One of these women was Katherine Coleman Goble Johnson from White Sulphur Springs, West Virginia, who joined the unit in 1953. A brilliant mathematician, she was one of the first African American graduate students at West Virginia University. She probably would have gone on to a doctorate had the lack of future job prospects and family concerns not intervened. Five years after she came to Langley, the center became part of NASA and the home of America’s first human spaceflight project, Project Mercury. Katherine Goble, as she was then known, quickly graduated into doing the trajectory computations for the capsule’s orbit and for its reentry into the Earth’s atmosphere. One key question was calculating the exact position over the Earth to fire the retrorockets in order to land in the center of the ocean recovery zone. As a result of this work, Johnson (after remarriage) became the first African American female computer to have her name on a technical paper issued by Langley.

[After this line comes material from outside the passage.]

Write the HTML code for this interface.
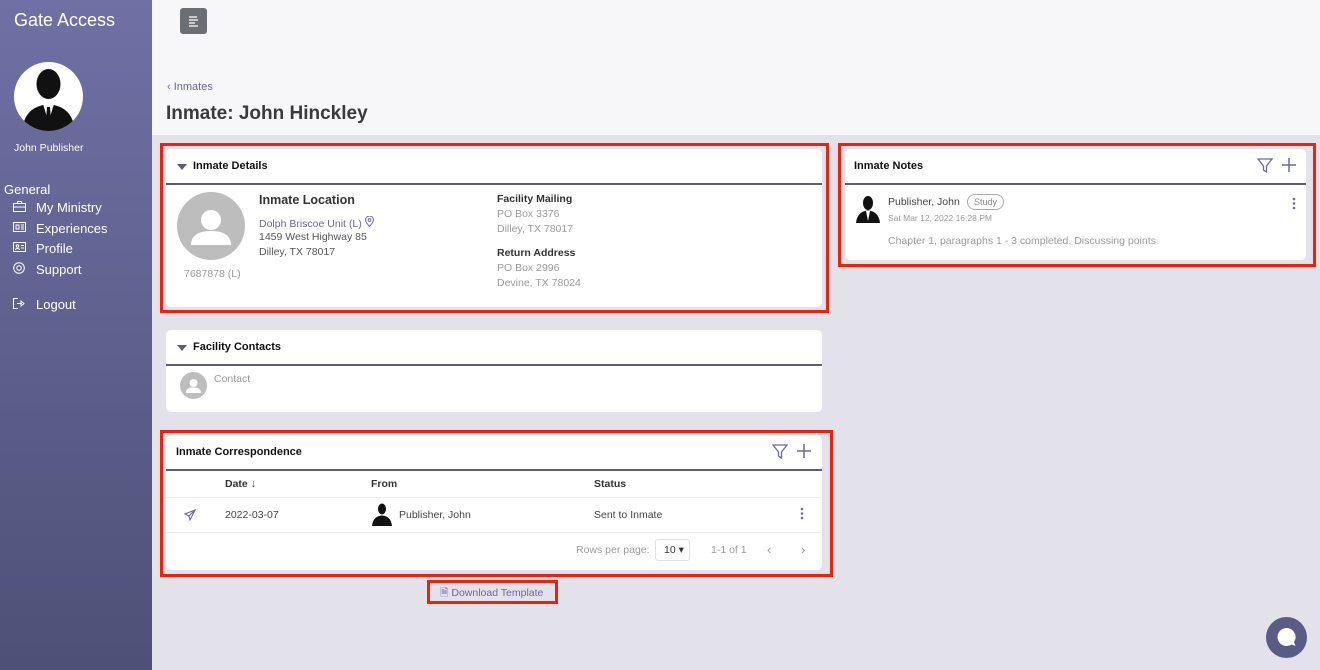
<!DOCTYPE html>
<html><head><style>
*{box-sizing:border-box;margin:0;padding:0}
body{width:1320px;height:670px;overflow:hidden;font-family:"Liberation Sans",sans-serif;background:#e3e2eb;position:relative;color:#333}
.a{position:absolute}
#side{left:0;top:0;width:152px;height:670px;background:linear-gradient(#6f71a5,#4e5077);color:#fff}
.card{position:absolute;background:#fff;border-radius:5px}
.hd{position:absolute;left:0;right:0;top:0;height:36px;border-bottom:2px solid #5d5a8a}
.ttl{position:absolute;font-weight:bold;font-size:11px;color:#111;top:11px}
.red{position:absolute;border:3px solid #f0200f}
.tri{position:absolute;left:11px;top:15px;width:0;height:0;border-left:5px solid transparent;border-right:5px solid transparent;border-top:6px solid #5d5a8a}
.g{color:#9a9a9a;font-size:10.5px}
.nav{position:absolute;left:36px;font-size:13px}
</style></head><body>
<div id="side" class="a">
<div class="a" style="left:14px;top:10px;font-size:18px">Gate Access</div>
<div class="a" style="left:14px;top:62px;width:69px;height:69px;border-radius:50%;background:#fff;overflow:hidden">
<svg width="69" height="69" viewBox="0 0 69 69"><ellipse cx="34.5" cy="22" rx="12" ry="15" fill="#111"/><path d="M8 69 C10 50 20 44 34.5 42 C49 44 59 50 61 69Z" fill="#111"/><path d="M29 42 L34.5 60 L40 42Z" fill="#fff"/><path d="M33 45 L36 45 L37 58 L34.5 62 L32 58Z" fill="#111"/></svg></div>
<div class="a" style="left:14px;top:142px;font-size:10.5px">John Publisher</div>
<div class="a" style="left:4px;top:182px;font-size:13px">General</div>
<svg class="a" style="left:13px;top:201px" width="13" height="11" fill="none" stroke="#fff" stroke-width="1"><rect x="0.5" y="2.5" width="12" height="8"/><path d="M4.5 2.5V0.5H8.5V2.5M0.5 6H12.5"/></svg><div class="nav" style="top:200px">My Ministry</div>
<svg class="a" style="left:13px;top:222px" width="13" height="10" fill="none" stroke="#fff" stroke-width="1"><rect x="0.5" y="0.5" width="12" height="9"/><path d="M3 3h3v4H3zM8 3h3M8 5h3M8 7h3"/></svg><div class="nav" style="top:221px">Experiences</div>
<svg class="a" style="left:13px;top:242px" width="13" height="10" fill="none" stroke="#fff" stroke-width="1"><rect x="0.5" y="0.5" width="12" height="9"/><circle cx="4.5" cy="4" r="1.3"/><path d="M2.5 8c0-2 4-2 4 0M8 3.5h3M8 6h3"/></svg><div class="nav" style="top:241px">Profile</div>
<svg class="a" style="left:13px;top:262px" width="12" height="12" fill="none" stroke="#fff" stroke-width="1"><circle cx="6" cy="6" r="5.3"/><circle cx="6" cy="6" r="2.3"/></svg><div class="nav" style="top:262px">Support</div>
<svg class="a" style="left:13px;top:298px" width="13" height="11" fill="none" stroke="#fff" stroke-width="1"><path d="M5 0.5H0.5v10H5M4 5.5h5M8 3l3 2.5-3 2.5z"/></svg><div class="nav" style="top:297px">Logout</div>
</div>
<div class="a" style="left:152px;top:0;width:1168px;height:135px;background:#f7f7f9"></div>
<div class="a" style="left:180px;top:8px;width:27px;height:26px;background:#6b6f74;border-radius:3px"><svg width="27" height="26" stroke="#fff" stroke-width="1.2"><path d="M9 9h8M9 12h9M9 15h6M9 18h9"/></svg></div>
<div class="a" style="left:167px;top:81px;font-size:11px;color:#6a68a0">‹ Inmates</div>
<div class="a" style="left:166px;top:103px;font-size:19px;font-weight:bold;color:#3a3a3a">Inmate: John Hinckley</div>

<div class="red" style="left:160px;top:143px;width:669px;height:170px"></div>
<div class="card" style="left:166px;top:149px;width:656px;height:158px">
<div class="hd"></div><div class="tri"></div><div class="ttl" style="left:27px">Inmate Details</div>
<div class="a" style="left:11px;top:43px;width:68px;height:68px;border-radius:50%;background:#bdbdbd"><svg width="68" height="68"><circle cx="34" cy="28" r="10" fill="#fff"/><path d="M14 53 C14 42 24 39 34 39 C44 39 54 42 54 53Z" fill="#fff"/></svg></div>
<div class="a g" style="left:18px;top:119px">7687878 (L)</div>
<div class="a" style="left:93px;top:44px;font-weight:bold;font-size:12.5px;color:#333">Inmate Location</div>
<div class="a" style="left:93px;top:67px;font-size:10.5px;color:#6a68a0">Dolph Briscoe Unit (L) <svg width="9" height="11" fill="none" stroke="#6a68a0" stroke-width="1"><path d="M4.5 10.5C1 6.5 0.5 5 0.5 4a4 4 0 0 1 8 0c0 1-.5 2.5-4 6.5z"/><circle cx="4.5" cy="4" r="1.4"/></svg></div>
<div class="a" style="left:93px;top:81px;font-size:10.5px;color:#555;line-height:14.5px">1459 West Highway 85<br>Dilley, TX 78017</div>
<div class="a" style="left:331px;top:44px;font-weight:bold;font-size:10.5px;color:#333">Facility Mailing</div>
<div class="a g" style="left:331px;top:58px;line-height:14.5px">PO Box 3376<br>Dilley, TX 78017</div>
<div class="a" style="left:331px;top:98px;font-weight:bold;font-size:10.5px;color:#333">Return Address</div>
<div class="a g" style="left:331px;top:112px;line-height:14.5px">PO Box 2996<br>Devine, TX 78024</div>
</div>

<div class="card" style="left:166px;top:330px;width:656px;height:82px">
<div class="hd"></div><div class="tri"></div><div class="ttl" style="left:27px">Facility Contacts</div>
<div class="a" style="left:14px;top:42px;width:27px;height:27px;border-radius:50%;background:#bdbdbd"><svg width="27" height="27"><circle cx="13.5" cy="11" r="4" fill="#fff"/><path d="M6 21 C6 16 10 15.5 13.5 15.5 C17 15.5 21 16 21 21Z" fill="#fff"/></svg></div>
<div class="a g" style="left:48px;top:43px">Contact</div>
</div>

<div class="red" style="left:160px;top:430px;width:673px;height:147px"></div>
<div class="card" style="left:166px;top:435px;width:656px;height:135px">
<div class="hd"></div><div class="ttl" style="left:10px;top:11px">Inmate Correspondence</div>
<svg class="a" style="left:606px;top:9px" width="16" height="15" fill="none" stroke="#6a68a0" stroke-width="1.3"><path d="M1 1h14L9.5 8v6L6.5 12V8z"/></svg>
<svg class="a" style="left:631px;top:9px" width="14" height="14" stroke="#6a68a0" stroke-width="1.5"><path d="M7 0v14M0 7h14"/></svg>
<div class="a" style="left:59px;top:43px;font-size:10.5px;font-weight:bold">Date ↓</div>
<div class="a" style="left:205px;top:43px;font-size:10.5px;font-weight:bold">From</div>
<div class="a" style="left:428px;top:43px;font-size:10.5px;font-weight:bold">Status</div>
<div class="a" style="left:0;right:0;top:62px;border-top:1px solid #eee"></div>
<svg class="a" style="left:18px;top:74px" width="12" height="12" fill="none" stroke="#6a68a0" stroke-width="1.1"><path d="M11 1L1 5l4 2 1 4z M11 1L5 7"/></svg>
<div class="a" style="left:59px;top:74px;font-size:10.5px;color:#444">2022-03-07</div>
<svg class="a" style="left:205px;top:67px" width="22" height="24"><ellipse cx="11" cy="7" rx="4" ry="5.5" fill="#111"/><path d="M1 24 C2 16 6 14 11 13.5 C16 14 20 16 21 24Z" fill="#111"/></svg>
<div class="a" style="left:233px;top:74px;font-size:10.5px;color:#444">Publisher, John</div>
<div class="a" style="left:428px;top:74px;font-size:10.5px;color:#444">Sent to Inmate</div>
<svg class="a" style="left:634px;top:72px" width="4" height="13" fill="#6a68a0"><circle cx="2" cy="2" r="1.3"/><circle cx="2" cy="6.5" r="1.3"/><circle cx="2" cy="11" r="1.3"/></svg>
<div class="a" style="left:0;right:0;top:97px;border-top:1px solid #eee"></div>
<div class="a g" style="left:410px;top:109px">Rows per page:</div>
<div class="a" style="left:489px;top:104px;width:35px;height:22px;border:1px solid #e2e2e2;border-radius:3px;font-size:10.5px;padding:4px 0 0 8px">10 ▾</div>
<div class="a g" style="left:545px;top:109px">1-1 of 1</div>
<div class="a g" style="left:601px;top:107px;font-size:13px">‹</div><div class="a g" style="left:635px;top:107px;font-size:13px">›</div>
</div>
<div class="red" style="left:427px;top:580px;width:131px;height:24px"></div>
<div class="a" style="left:440px;top:585px;font-size:10.5px;color:#6a68a0">🗎 Download Template</div>

<div class="red" style="left:838px;top:143px;width:478px;height:124px"></div>
<div class="card" style="left:845px;top:149px;width:461px;height:111px">
<div class="hd"></div><div class="ttl" style="left:9px">Inmate Notes</div>
<svg class="a" style="left:412px;top:9px" width="16" height="15" fill="none" stroke="#6a68a0" stroke-width="1.3"><path d="M1 1h14L9.5 8v6L6.5 12V8z"/></svg>
<svg class="a" style="left:437px;top:9px" width="14" height="14" stroke="#6a68a0" stroke-width="1.5"><path d="M7 0v14M0 7h14"/></svg>
<svg class="a" style="left:10px;top:45px" width="26" height="29"><ellipse cx="13" cy="9" rx="5" ry="7" fill="#111"/><path d="M1 29 C2 20 7 17 13 16.5 C19 17 24 20 25 29Z" fill="#111"/><path d="M11 17 L13 27 L15 17Z" fill="#fff"/></svg>
<div class="a" style="left:43px;top:47px;font-size:10.5px;color:#444">Publisher, John</div>
<div class="a" style="left:122px;top:45px;border:1px solid #aaa;border-radius:10px;font-size:9px;color:#888;padding:2px 6px">Study</div>
<div class="a" style="left:43px;top:64px;font-size:8.5px;color:#999">Sat Mar 12, 2022 16:28 PM</div>
<svg class="a" style="left:447px;top:48px" width="4" height="13" fill="#6a68a0"><circle cx="2" cy="2" r="1.3"/><circle cx="2" cy="6.5" r="1.3"/><circle cx="2" cy="11" r="1.3"/></svg>
<div class="a g" style="left:43px;top:86px">Chapter 1, paragraphs 1 - 3 completed. Discussing points</div>
</div>
<div class="a" style="left:1266px;top:617px;width:41px;height:41px;border-radius:50%;background:#5a5c85"><svg width="41" height="41"><path d="M20.5 11a9 9 0 1 0 5 16.5l4 1.5-1.5-4A9 9 0 0 0 20.5 11z" fill="#fff"/></svg></div>
</body></html>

Right at this time, the center installed the first large IBM mainframe computer, foreshadowing an age when the job title would go away and the women would adapt to becoming computer scientists. In fall 1961, as the Mercury project prepared for Glenn’s launch on the Atlas intercontinental ballistic missile, Glenn asked one of the supervisors to have “the girl,” meaning Johnson, to check the reentry calculations of the new computer on the old desktop calculators—he just was not comfortable with having his fate dependent on a machine. Johnson did that extensive work, which took a couple of weeks, and became known for it in the African American press after the flight.
How do those facts compare with the movie? Hidden Figures, the motion picture, takes many liberties with history. More than three years of the Mercury program are compressed into a few months in 1961. Scenes are invented to heighten the drama, like attributing to Johnson the insight that the smaller Redstone rocket used for suborbital flights could not put the capsule in orbit—as if that was not already obvious to the NASA engineers from the outset. And in the movie, Glenn phones Langley from the launch pad to have the calculations done on an emergency basis, Mercury Control at the Cape is moved to Langley so that the actress who plays Johnson, Taraji P. Henson, can step into it, and Glenn’s flight is shortened from seven orbits to three because of a warning light that his heatshield may be loose. In fact, his mission was always three orbits, and while the warning light had flight controllers quite worried, it was not aired publicly in a way that anyone watching TV understood what was going on. I could go on about the factual inaccuracies, which are many, but how bothersome that is depends on how much one thinks dramatic license is justified to make a good movie. And it is a good movie, well-acted and inspirational. I enjoyed it even as I was exasperated by its many deviations from history, some of which are simply unnecessary.
As for Katherine Johnson, she received late-life recognition even before Hidden Figures. In 2015, President Obama gave her the highest US civilian honor, the Presidential Medal of Freedom. Her story, like those of the other women commemorated in the book and the movie, are destined to change our national narrative about the space program and the people who contributed to it. In that sense, both versions of Hidden Figures are undoubtedly important.
Michael J. Neufeld is a senior curator in the Space History Department of the National Air and Space Museum and has Friendship 7 in his collections. He vividly recalls watching the Glenn launch and landing on TV as a ten-year-old in Canada.